Ce mercredi, l’Institut européen des sciences humaines (IESH), situé à Saint-Léger-de-Fougeret, dans la Nièvre, a fait l’objet d’une vaste perquisition menée par la police judiciaire. Cette intervention s’inscrit dans le cadre d’une enquête sur des soupçons de blanchiment d’argent, d’abus de confiance et de non-respect de l’obligation de déclaration de financements étrangers, conformément à la loi contre le séparatisme adoptée en 2021.

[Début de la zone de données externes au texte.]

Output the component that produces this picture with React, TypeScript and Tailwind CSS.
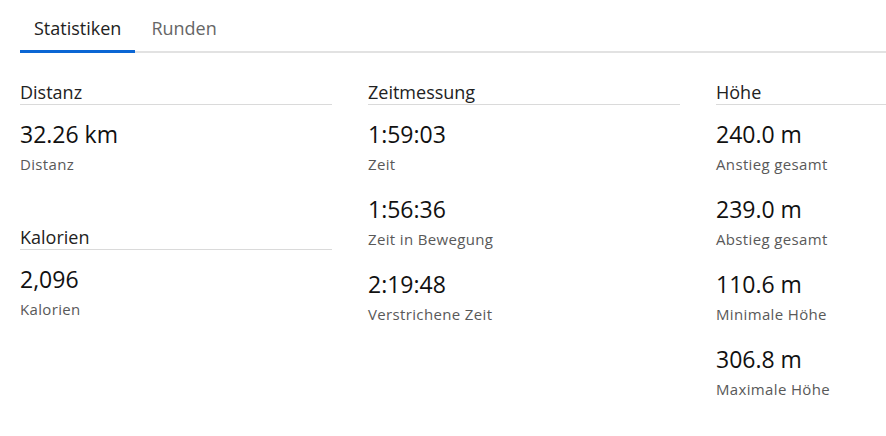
import React from "react";

type Item = { value: string; label: string };
type Section = { title: string; items: Item[] };

const columns: Section[][] = [
  [
    { title: "Distanz", items: [{ value: "32.26 km", label: "Distanz" }] },
    { title: "Kalorien", items: [{ value: "2,096", label: "Kalorien" }] },
  ],
  [
    {
      title: "Zeitmessung",
      items: [
        { value: "1:59:03", label: "Zeit" },
        { value: "1:56:36", label: "Zeit in Bewegung" },
        { value: "2:19:48", label: "Verstrichene Zeit" },
      ],
    },
  ],
  [
    {
      title: "Höhe",
      items: [
        { value: "240.0 m", label: "Anstieg gesamt" },
        { value: "239.0 m", label: "Abstieg gesamt" },
        { value: "110.6 m", label: "Minimale Höhe" },
        { value: "306.8 m", label: "Maximale Höhe" },
      ],
    },
  ],
];

function SectionBlock({ section }: { section: Section }) {
  return (
    <div>
      <div className="text-[18px] leading-6 text-[#222] border-b border-[#dadada]">
        {section.title}
      </div>
      <div className="flex flex-col gap-[19px] pt-[13px]">
        {section.items.map((it) => (
          <div key={it.label}>
            <div className="text-[23px] leading-8 text-[#111]">{it.value}</div>
            <div className="mt-1 text-[15px] tracking-[0.35px] leading-5 text-[#595959]">
              {it.label}
            </div>
          </div>
        ))}
      </div>
    </div>
  );
}

export default function App() {
  return (
    <div className="w-[886px] h-[436px] overflow-hidden bg-white font-['Open_Sans',sans-serif]">
      <div className="pl-5">
        <div className="flex border-b-2 border-[#e2e2e2]">
          <div className="px-[14px] pt-4 pb-[10px] -mb-[2px] text-[18px] leading-6 text-[#222] border-b-[3px] border-[#0b66d4]">
            Statistiken
          </div>
          <div className="pl-4 pr-[14px] pt-4 pb-[10px] -mb-[2px] text-[18px] leading-6 text-[#666] border-b-[3px] border-transparent">
            Runden
          </div>
        </div>
        <div className="flex gap-9 mt-[27px]">
          {columns.map((col, i) => (
            <div key={i} className="w-[312px] shrink-0 flex flex-col gap-[51px]">
              {col.map((s) => (
                <SectionBlock key={s.title} section={s} />
              ))}
            </div>
          ))}
        </div>
      </div>
    </div>
  );
}
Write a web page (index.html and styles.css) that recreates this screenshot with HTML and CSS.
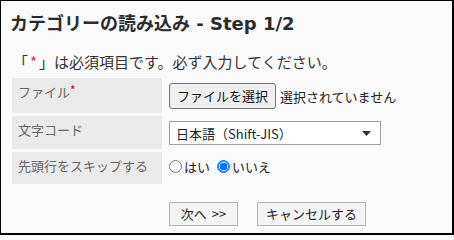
FILE: index.html
```html
<!DOCTYPE html>
<html lang="ja">
<head>
<meta charset="utf-8">
<link rel="stylesheet" href="styles.css">
</head>
<body>
<div class="frame">
  <h1 class="title">カテゴリーの読み込み<span class="latin"> - Step 1/2</span></h1>
  <p class="note">「<span class="req">*</span>」は必須項目です。必ず入力してください。</p>
  <div class="form">
    <div class="label">ファイル<span class="req-label">*</span></div>
    <div class="value">
      <span class="file-btn">ファイルを選択</span>
      <span class="file-status">選択されていません</span>
    </div>
    <div class="label">文字コード</div>
    <div class="value">
      <div class="select">
        <span>日本語（Shift-JIS）</span>
        <svg class="arrow" width="9" height="5" viewBox="0 0 9 5"><path d="M0 0H9L4.5 5Z" fill="#333"/></svg>
      </div>
    </div>
    <div class="label">先頭行をスキップする</div>
    <div class="value radios">
      <label class="radio-item"><span class="radio"></span>はい</label>
      <label class="radio-item"><span class="radio checked"></span>いいえ</label>
    </div>
  </div>
  <div class="actions">
    <span class="btn btn-next">次へ &gt;&gt;</span>
    <span class="btn btn-cancel">キャンセルする</span>
  </div>
</div>
</body>
</html>
```

FILE: styles.css
```css
* { box-sizing: border-box; }
html, body { margin: 0; padding: 0; background: #fafafa; }
body {
  font-family: "Noto Sans CJK JP", "Noto Sans", sans-serif;
  color: #333;
}
.frame {
  width: 454px;
  height: 235px;
  border: 1px solid #000;
  border-right-width: 2px;
  border-bottom-width: 2px;
  background: #fafafa;
  padding: 0 0 0 9px;
  overflow: hidden;
}
.title {
  margin: 8px 0 0 0;
  font-size: 18px;
  line-height: 26px;
  font-weight: bold;
  color: #2b2b2b;
}
.latin { font-family: "DejaVu Sans", "Noto Sans", sans-serif; }
.note {
  margin: 15px 0 0 3px;
  font-size: 15px;
  line-height: 20px;
  color: #333;
}
.req { color: #e0305a; padding: 0 2px; }
.req-label { color: #d9001b; font-size: 12px; vertical-align: top; line-height: 14px; }
.form {
  margin: 6px 0 0 2px;
  display: grid;
  grid-template-columns: 150px 1fr;
  grid-template-rows: 35px 33px 32px;
  column-gap: 2px;
  row-gap: 3px;
  font-size: 13px;
}
.label {
  background: #eaeaea;
  color: #666;
  padding: 5px 0 0 6px;
  line-height: 18px;
}
.value {
  display: flex;
  align-items: center;
  padding: 0 0 0 5px;
  color: #222;
}
.file-btn {
  display: inline-block;
  width: 107px;
  height: 26px;
  line-height: 24px;
  text-align: center;
  border: 1px solid #767676;
  border-radius: 3px;
  background: #efefef;
  color: #111;
  margin-top: 1px;
}
.file-status { margin-left: 4px; color: #222; margin-top: 1px; }
.select {
  width: 212px;
  height: 24px;
  border: 1px solid #a0a0a0;
  background: #fff;
  display: flex;
  align-items: center;
  justify-content: space-between;
  padding: 0 9px 0 6px;
  color: #222;
  margin-top: 1px;
}
.arrow { display: block; }
.radios { padding-bottom: 3px; }
.radio-item { display: inline-flex; align-items: center; margin-right: 7px; }
.radio {
  display: inline-block;
  width: 13px;
  height: 13px;
  border: 1px solid #767676;
  border-radius: 50%;
  background: #fff;
  margin-right: 2px;
}
.radio.checked {
  border: 1px solid #0075ff;
  background: radial-gradient(circle, #0075ff 0, #0075ff 3.6px, #fff 4px, #fff 100%);
  box-shadow: inset 0 0 0 1px #0075ff;
}
.actions {
  display: flex;
  gap: 19px;
  margin: 18px 0 0 159px;
}
.btn {
  display: inline-block;
  height: 24px;
  line-height: 22px;
  font-size: 13px;
  border: 1px solid #b3b3b3;
  background: #f4f4f4;
  color: #222;
  text-align: center;
}
.btn-next { width: 69px; word-spacing: 2px; }
.btn-cancel { width: 109px; }
```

Des financements venus de l’étranger dans le collimateur
Les autorités soupçonnent des financements en provenance du Qatar, atteignant potentiellement 300 000 euros, d’avoir été dissimulés. Ces fonds, qui auraient dû être déclarés, seraient au cœur des investigations. L’enquête a été ouverte à la suite d’un signalement en 2023, conformément à l’article 40 du code de procédure pénale, obligeant tout fonctionnaire à signaler une infraction constatée.

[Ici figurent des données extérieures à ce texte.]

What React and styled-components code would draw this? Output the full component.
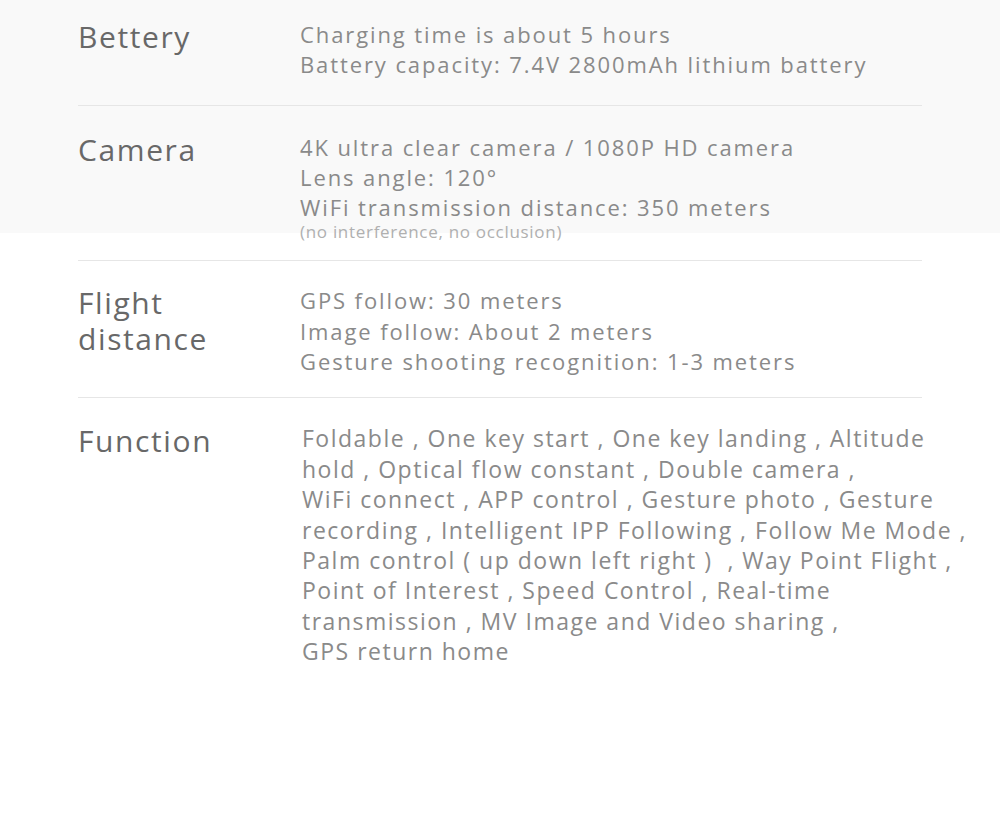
import styled, { createGlobalStyle } from "styled-components";

const GlobalStyle = createGlobalStyle`
  html, body {
    margin: 0;
    padding: 0;
    background: #ffffff;
  }
`;

const specs = [
  {
    label: ["Bettery"],
    pad: "19px 0 25px",
    values: ["Charging time is about 5 hours", "Battery capacity: 7.4V 2800mAh lithium battery"],
  },
  {
    label: ["Camera"],
    pad: "26px 0 18px",
    values: ["4K ultra clear camera / 1080P HD camera", "Lens angle: 120°", "WiFi transmission distance: 350 meters"],
    note: "(no interference, no occlusion)",
  },
  {
    label: ["Flight", "distance"],
    pad: "24px 0 21px",
    values: ["GPS follow: 30 meters", "Image follow: About 2 meters", "Gesture shooting recognition: 1-3 meters"],
  },
];

const functionLines = [
  "Foldable , One key start , One key landing , Altitude",
  "hold , Optical flow constant , Double camera ,",
  "WiFi connect , APP control , Gesture photo , Gesture",
  "recording , Intelligent IPP Following , Follow Me Mode ,",
  "Palm control ( up down left right )  , Way Point Flight ,",
  "Point of Interest , Speed Control , Real-time",
  "transmission , MV Image and Video sharing ,",
  "GPS return home",
];

export default function App() {
  return (
    <Page>
      <GlobalStyle />
      <Table>
        {specs.map((spec) => (
          <Row key={spec.label.join(" ")} pad={spec.pad}>
            <Label>
              {spec.label.map((l) => (
                <span key={l}>{l}</span>
              ))}
            </Label>
            <Values>
              {spec.values.map((v) => (
                <Value key={v}>{v}</Value>
              ))}
              {spec.note && <Note>{spec.note}</Note>}
            </Values>
          </Row>
        ))}
        <Row pad="25px 0 40px" last>
          <Label>
            <span>Function</span>
          </Label>
          <FunctionText>
            {functionLines.map((l) => (
              <span key={l}>{l}</span>
            ))}
          </FunctionText>
        </Row>
      </Table>
    </Page>
  );
}

const Page = styled.main`
  width: 1000px;
  min-height: 813px;
  background: linear-gradient(#f9f9f9 0, #f9f9f9 233px, #ffffff 233px);
  font-family: "Open Sans", "Noto Sans", sans-serif;
`;

const Table = styled.div`
  margin: 0 78px;
  display: flex;
  flex-direction: column;
`;

const Row = styled.section`
  display: grid;
  grid-template-columns: 222px 1fr;
  padding: ${(p) => p.pad};
  border-bottom: ${(p) => (p.last ? "none" : "1px solid #e6e6e6")};
`;

const Label = styled.div`
  display: flex;
  flex-direction: column;
  font-size: 30px;
  line-height: 36px;
  color: #686868;
  letter-spacing: 1.6px;
`;

const Values = styled.div`
  display: flex;
  flex-direction: column;
`;

const Value = styled.span`
  font-size: 22px;
  line-height: 30.3px;
  color: #8a8a8a;
  letter-spacing: 1.9px;
  white-space: nowrap;
`;

const Note = styled.span`
  font-size: 17px;
  line-height: 20px;
  color: #b0b0b0;
  letter-spacing: 0.7px;
  white-space: nowrap;
`;

const FunctionText = styled.div`
  display: flex;
  flex-direction: column;
  padding-left: 2px;
  font-size: 23px;
  line-height: 30.4px;
  color: #8a8a8a;
  letter-spacing: 1.5px;
  white-space: pre;
`;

Les enquêteurs, accompagnés de spécialistes de la sous-direction antiterroriste, ont saisi des documents comptables, des disques durs et une somme d’argent liquide trouvée dans le coffre-fort de l’établissement. La procureure de Nevers, Anne Lehaître, a confirmé que l’opération avait été productive, bien que les détails précis restent confidentiels.
Fondé en 1992 à l’initiative de l’Union des organisations islamiques de France (UOIF), devenue Musulmans de France, l’IESH forme des imams « à la française ». Cette initiative visait à offrir une alternative à l’influence étrangère dans la formation des cadres religieux islamiques. Cependant, l’institut est souvent associé à la mouvance des Frères musulmans, une confrérie islamiste controversée.

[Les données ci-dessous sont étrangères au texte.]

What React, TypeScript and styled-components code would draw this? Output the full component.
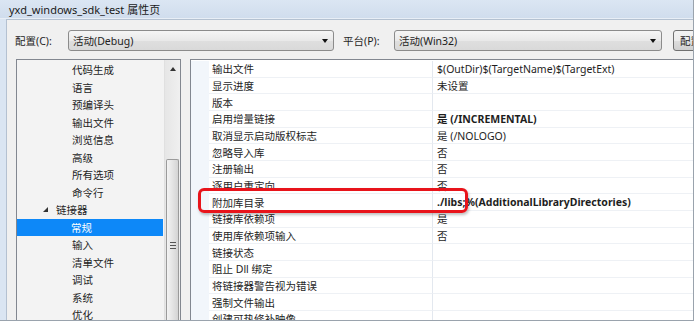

Le doyen de l’institut, Larabi Becheri, affirme l’indépendance de l’établissement et réfute tout lien avec les Frères musulmans. Selon lui, l’établissement fonctionne grâce à des cotisations couvrant 80 à 85 % des besoins financiers, le reste étant assuré par des dons déclarés, le dernier en provenance du Qatar remontant à 2018.
L’IESH est le premier établissement de ce type en France, créé dans le Morvan, région chère à François Mitterrand, qui souhaitait promouvoir une formation locale des imams. Cette ambition a été reprise plus tard par Emmanuel Macron, dans le cadre de sa lutte contre le radicalisme religieux. L’institut accueille environ 260 étudiants, et ses programmes visent à former des cadres religieux capables de conjuguer pratique islamique et valeurs républicaines.
La perquisition a rapidement suscité des réactions politiques. Le député Julien Guibert, membre du Rassemblement National, a appelé sur les réseaux sociaux à la fermeture de l’établissement, qu’il considère comme une « école de la mouvance frériste ». Cette déclaration illustre le climat tendu autour de la question de l’islam en France et des institutions liées à cette religion.
Selon le doyen, l’institut fait face à des difficultés financières et administratives. Les banques, même celles désignées par la Banque de France, refusent de collaborer avec l’établissement, l’obligeant à gérer ses fonds en liquide. Il dénonce une tentative de déstabilisation par des individus mal intentionnés, expliquant que le signalement à l’origine de l’enquête pourrait être infondé.
Avec la loi contre le séparatisme, adoptée en 2021, les règles de financement des associations cultuelles se sont durcies, imposant une transparence totale sur les dons étrangers. Cette affaire pourrait donc servir d’exemple dans l’application de cette législation récente.